■ **Exercise material**:
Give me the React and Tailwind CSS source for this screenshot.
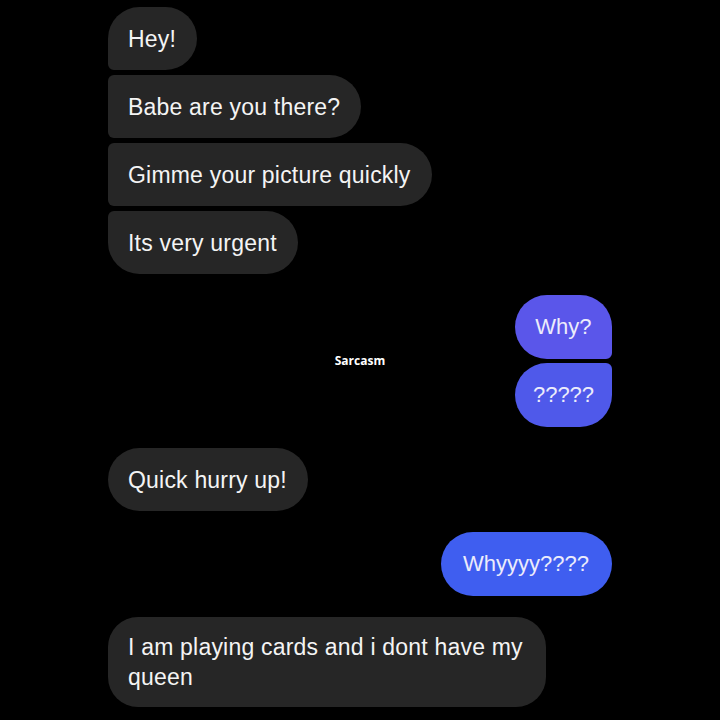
const gray = 'bg-[#262626] text-[#f4f4f4] text-[23px] leading-[30px] tracking-[0.2px] pl-5 pr-[21px]';
const blueText = 'text-[#ececfb] text-[22px] leading-[30px]';

const Left = ({ children, corners }) => (
  <div className={`${gray} ${corners} py-[16.5px] max-w-[438px]`}>{children}</div>
);

const App = () => {
  return (
    <div
      className="w-[720px] h-[720px] bg-black overflow-hidden flex flex-col gap-[21px] px-[108px] pt-[7px]"
      style={{ fontFamily: '"Liberation Sans", Arial, sans-serif' }}
    >
      {/* Incoming burst */}
      <div className="flex flex-col items-start gap-[5px]">
        <Left corners="rounded-[32px] rounded-bl-[6px]">Hey!</Left>
        <Left corners="rounded-r-[32px] rounded-l-[6px]">Babe are you there?</Left>
        <Left corners="rounded-r-[32px] rounded-l-[6px]">Gimme your picture quickly</Left>
        <Left corners="rounded-[32px] rounded-tl-[6px]">Its very urgent</Left>
      </div>

      {/* Outgoing pair + watermark */}
      <div className="grid grid-cols-[1fr_auto_1fr] items-center">
        <div />
        <div
          className="text-white text-[12px] font-bold"
          style={{ fontFamily: '"Open Sans", sans-serif' }}
        >
          Sarcasm
        </div>
        <div className="flex flex-col items-end gap-[4px]">
          <div className={`${blueText} bg-[#5a56ea] px-[20.5px] py-[17px] rounded-[32px] rounded-br-[6px]`}>
            Why?
          </div>
          <div className={`${blueText} bg-[#4f59ea] w-[97px] text-center py-[17px] rounded-[32px] rounded-tr-[6px]`}>
            ?????
          </div>
        </div>
      </div>

      <div className="flex">
        <Left corners="rounded-[32px]">Quick hurry up!</Left>
      </div>

      <div className="flex justify-end">
        <div className={`${blueText} bg-[#3f5ef0] pl-[22px] pr-[23px] py-[17px] rounded-[32px]`}>
          Whyyyy????
        </div>
      </div>

      <div className="flex">
        <div className={`${gray} rounded-[30px] py-[15px] w-[438px]`}>
          I am playing cards and i dont have my queen
        </div>
      </div>
    </div>
  );
};

export default App;
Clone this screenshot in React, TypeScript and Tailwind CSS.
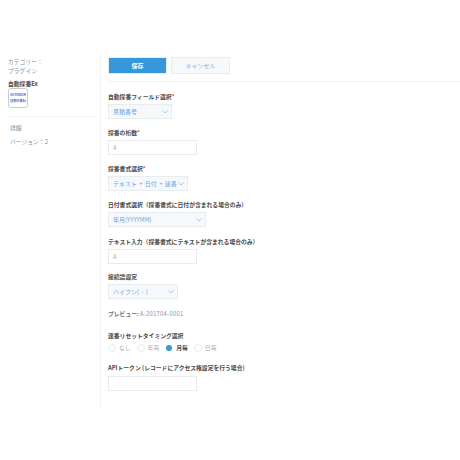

■ **Exercise details**: Lines in the records that hold the word "screenshot" are to be counted; give only the total.

■ **Answer below**: 2